E forse è anche per questo che nonostante di guru e sedicenti tali ne conosca a mazzi, non ho mai frequentato un seminario del genere che aiuti a motivarmi, a fissare gli obiettivi e raggiungerli. Credendo, forse erroneamente, forse no, di essere perfettamente in grado di prendere decisioni autonomamente e di conoscere, arrivata sopra i 30, i miei punti deboli e quelli forti.
Ovviamente, mi misuravo dietro il mio braccio: ossia, pensavo, se io la vedo così, la maggior parte delle persone la pensa come me, e se ha una cultura media e qualche punto fermo nella vita, non penserà mai di buttare centinaia e centinaia di euro per sentirsi dire come vivere la sua vita (i corsi, solitamente, sono piuttosto costosi).

Mi sbagliavo.

Mi sono resa conto che la gente ci va, eccome. Gente normale, in gamba, sveglia, magari con lavori in proprio, belle vite. Non disperati, insomma. Gente che però parla solo di passati seminari, weekend intensivi, training che hanno nomi come “Energy” “Master di te stesso” “Armonia” o cose così.
Io sono basita. Ma d’altronde ho fatto un po’ di ricerca e ho trovato che negli Usa (e quindi, a breve, anche da noi) esiste addirittura il parent coach, pronto a intervenire se il pupo frigna un po’ troppo o i genitori sono in piena crisi educativa.

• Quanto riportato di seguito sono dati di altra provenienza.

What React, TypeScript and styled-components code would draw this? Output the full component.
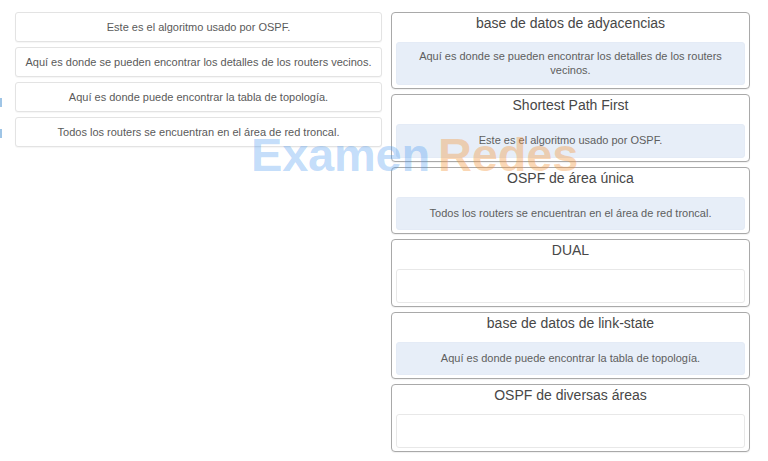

Alla fine, penso che per qualcuno questi corsi possano essere anche utili, soprattutto quelli che ti danno informazioni pratiche davvero applicabili per migliorare (un po’) la tua vita. Ma ho anche paura che stia passando il (pericolosissimo) concetto che senza un mentore, possibilmente a pagamento, non sei in grado neppure di scegliere la camicetta da indossare al mattino.

8 thoughts on “Coach e counseler, mai più senza?

  1. ma hai spiegato che per fare soldi bisogna non pagare la retta del corso?è già un inizio….

  2. ma non basta la “psicoterapia di grado zero” cioè la sana chiacchierata/sfogo/consiglio con l’amica quando sei in crisi ?

  3. Adoro l’ultima frase di questo post!

  4. La cosa divertente è che ormai molti manager frequentano questi corsi o hanno un coach al loro fianco pronti a “guidarli” nei modi e nelle scelte.
    E’ divertente perché, in un incontro tra 2 manager, il metodo funziona se uno dei non conosce la varie tecniche di relazione “evoluta”. In caso che entrambi le conoscano l’incontro diventa una battaglia a chi è più gentile, a che sorride di più, a chi applica la regola del silenzio per ascoltare (e nessuno parla) e via così.
    E poi, è così evidente quando una persona ha frequentato questi corsi: quando vado ad un appuntamento e la persona che incontro mi sorride in modo esagerato ed è estremamente gentile con me, capisco che è un Corsaro (come li chiamo io), un celebroleso con infrastrutture comportamentali artificiali.
    Ma è così bello essere spontanei e assumersi il rischio di un incontro andato male perché quel giorno girava male.

  5. “ha un che di ipnotico che alla fine ti coinvolge, anche partendo da un notevole scetticismo come il mio. Ti sembra di ascoltare cose dette apposta per te (un po’ come quando leggi l’oroscopo e ci azzecca…)”

    Fior di lauree spese per creare esattamente questo ‘effetto’.
    Che pensare? Come avrebbe detto Corrado Guzzanti con l’indimenticabile Quelo: C’è grossa crisi!

  6. Baltasar: l’incontro fra due manager “Corsari” mi è piaciuto molto :-)

  7. Ecco, volevo commentare l’altro giorno, per ringraziare del link dell’articolo del cicap sulla PNL, molto interessante, e poi il lavoro mi ha distratto.

    Condivido sull’utilità delle informazioni pratiche e senz’altro Baltasar ha colto nel segno con l’esempio dell’incontro tra “agglomerati di tecniche”.